A quick update on Software Transactional Memory. We are working on two fronts.
On the one hand, the integration of the "c4" C library with PyPy is done and works well, but is still subject to improvements. The "PyPy-STM" executable (without the JIT) seems to be stable, as far as it has been tested. It runs a simple benchmark like Richards with a 3.2x slow-down over a regular JIT-less PyPy.
The main factor of this slow-down: the numerous "barriers" in the code --- checks that are needed a bit everywhere to verify that a pointer to an object points to a recent enough version, and if not, to go to the most recent version. These barriers are inserted automatically during the translation; there is no need for us to manually put 42 million barriers in the source code of PyPy. But this automatic insertion uses a primitive algorithm right now, which usually ends up putting more barriers than the theoretical optimum. I (Armin) am trying to improve that --- and progressing: last week the slow-down was around 4.5x. This is done in the branch stmgc-static-barrier.

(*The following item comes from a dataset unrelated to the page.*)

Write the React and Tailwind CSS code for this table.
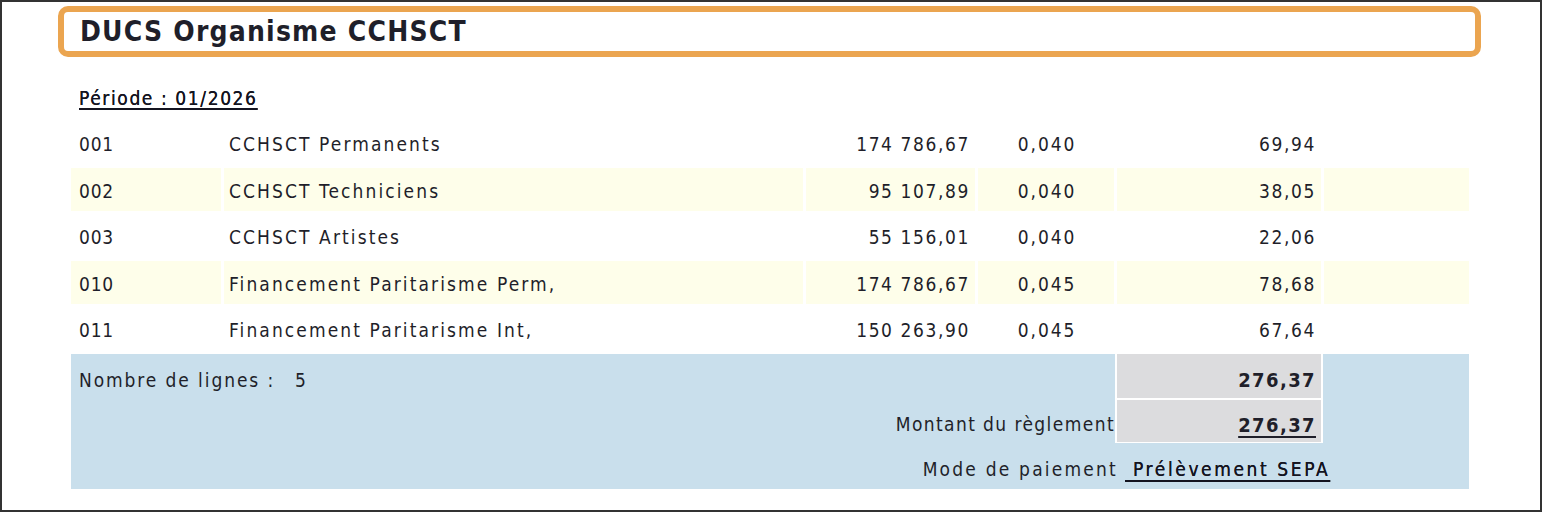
import React from "react";

const rows = [
  { code: "001", label: "CCHSCT Permanents", base: "174 786,67", taux: "0,040", montant: "69,94", alt: false },
  { code: "002", label: "CCHSCT Techniciens", base: "95 107,89", taux: "0,040", montant: "38,05", alt: true },
  { code: "003", label: "CCHSCT Artistes", base: "55 156,01", taux: "0,040", montant: "22,06", alt: false },
  { code: "010", label: "Financement Paritarisme Perm,", base: "174 786,67", taux: "0,045", montant: "78,68", alt: true },
  { code: "011", label: "Financement Paritarisme Int,", base: "150 263,90", taux: "0,045", montant: "67,64", alt: false },
];

export default function App() {
  return (
    <div className="w-[1542px] h-[512px] bg-white border-2 border-[#333] font-['DejaVu_Sans_Condensed','DejaVu_Sans',sans-serif] text-[#1f1f2a] overflow-hidden">
      <div className="ml-[56px] mt-[4px] w-[1423px] h-[51px] border-[6px] border-[#eba550] rounded-[10px] flex items-center pl-[16px]">
        <span className="text-[28px] font-bold leading-none tracking-[1.2px] pt-[1px]">DUCS Organisme CCHSCT</span>
      </div>

      <div className="ml-[77px] mt-[31px] h-[20px] flex items-center">
        <span className="text-[19px] leading-none tracking-[1.6px] text-[#141420] underline underline-offset-[3px] decoration-[1.5px] [text-shadow:0_0_0.4px_#141420]">Période : 01/2026</span>
      </div>

      <div className="ml-[69px] mt-[13px] w-[1398px] flex flex-col gap-y-[3.5px]">
        {rows.map((r) => {
          const bg = r.alt ? "bg-[#fefeea]" : "bg-white";
          return (
            <div key={r.code} className="grid grid-cols-[150px_579px_169px_136px_204px_1fr] gap-x-[3px] h-[43px] text-[19px]">
              <div className={`${bg} flex items-center pl-[8px] pt-[4px] tracking-[0.8px]`}>{r.code}</div>
              <div className={`${bg} flex items-center pl-[5px] pt-[4px] tracking-[2.1px]`}>{r.label}</div>
              <div className={`${bg} flex items-center justify-end pr-[5px] pt-[4px] tracking-[1.6px]`}>{r.base}</div>
              <div className={`${bg} flex items-center justify-center pl-[2px] pt-[4px] tracking-[1.9px]`}>{r.taux}</div>
              <div className={`${bg} flex items-center justify-end pr-[5px] pt-[4px] tracking-[1.6px]`}>{r.montant}</div>
              <div className={bg}></div>
            </div>
          );
        })}

        <div className="bg-[#c9dfec] h-[135px] flex flex-col">
          <div className="flex h-[89px]">
            <div className="flex-1 flex flex-col">
              <div className="h-[44px] flex items-center pl-[8px] pt-[9px] text-[19px] tracking-[1.9px]">
                <span>Nombre de lignes :</span>
                <span className="ml-[20px]">5</span>
              </div>
              <div className="h-[45px] flex items-center justify-end pr-[0px] pt-[9px] text-[19px] tracking-[1.4px]">
                Montant du règlement
              </div>
            </div>
            <div className="w-[208px] bg-white px-[2px] pb-[1px] flex flex-col gap-y-[2px]">
              <div className="h-[44px] bg-[#dcdcde] flex items-center justify-end pr-[5px] pt-[8px] text-[20px] font-bold tracking-[1.4px]">276,37</div>
              <div className="h-[42px] bg-[#dcdcde] flex items-center justify-end pr-[5px] pt-[8px] text-[20px] font-bold tracking-[1.4px]">
                <span className="underline underline-offset-[4px] decoration-[1.5px]">276,37</span>
              </div>
            </div>
            <div className="w-[146px]"></div>
          </div>
          <div className="h-[46px] flex pt-[7px] text-[19px]">
            <div className="w-[1047px] flex items-center justify-end tracking-[2.2px]">Mode de paiement</div>
            <div className="flex items-center pl-[7px]">
              <span className="tracking-[2.6px] text-[#141420] underline underline-offset-[4px] decoration-[1.5px] [text-shadow:0_0_0.5px_#141420]">&nbsp;Prélèvement SEPA</span>
            </div>
          </div>
        </div>
      </div>
    </div>
  );
}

On the other hand, Remi is progressing on the JIT integration in the branch stmgc-c4. This has been working in simple cases since a couple of weeks by now, but the resulting "PyPy-JIT-STM" often crashes. This is because while the basics are not really hard, we keep hitting new issues that must be resolved.
The basics are that whenever the JIT is about to generate assembler corresponding to a load or a store in a GC object, it must first generate a bit of extra assembler that corresponds to the barrier that we need. This works fine by now (but could benefit from the same kind of optimizations described above, to reduce the number of barriers). The additional issues are all more subtle. I will describe the current one as an example: it is how to write constant pointers inside the assembler.
Remember that the STM library classifies objects as either "public" or "protected/private". A "protected/private" object is one which has not been seen by another thread so far. This is essential as an optimization, because we know that no other thread will access our protected or private objects in parallel, and thus we are free to modify their content in place. By contrast, public objects are frozen, and to do any change, we first need to build a different (protected) copy of the object. See this blog post for more details.
So far so good, but the JIT will sometimes (actually often) hard-code constant pointers into the assembler it produces. For example, this is the case when the Python code being JITted creates an instance of a known class; the corresponding assembler produced by the JIT will reserve the memory for the instance and then write the constant type pointer in it. This type pointer is a GC object (in the simple model, it's the Python class object; in PyPy it's actually the "map" object, which is a different story).
The problem right now is that this constant pointer may point to a protected object. This is a problem because the same piece of assembler can later be executed by a different thread. If it does, then this different thread will create instances whose type pointer is bogus: looking like a protected object, but actually protected by a different thread. Any attempt to use this type pointer to change anything on the class itself will likely crash: the threads will all think they can safely change it in-place. To fix this, we need to make sure we only write pointers to public objects in the assembler. This is a bit involved because we need to ensure that there is a public version of the object to start with.
When this is done, we will likely hit the next problem, and the next one; but at some point it should converge (hopefully!) and we'll give you our first PyPy-JIT-STM ready to try. Stay tuned :-)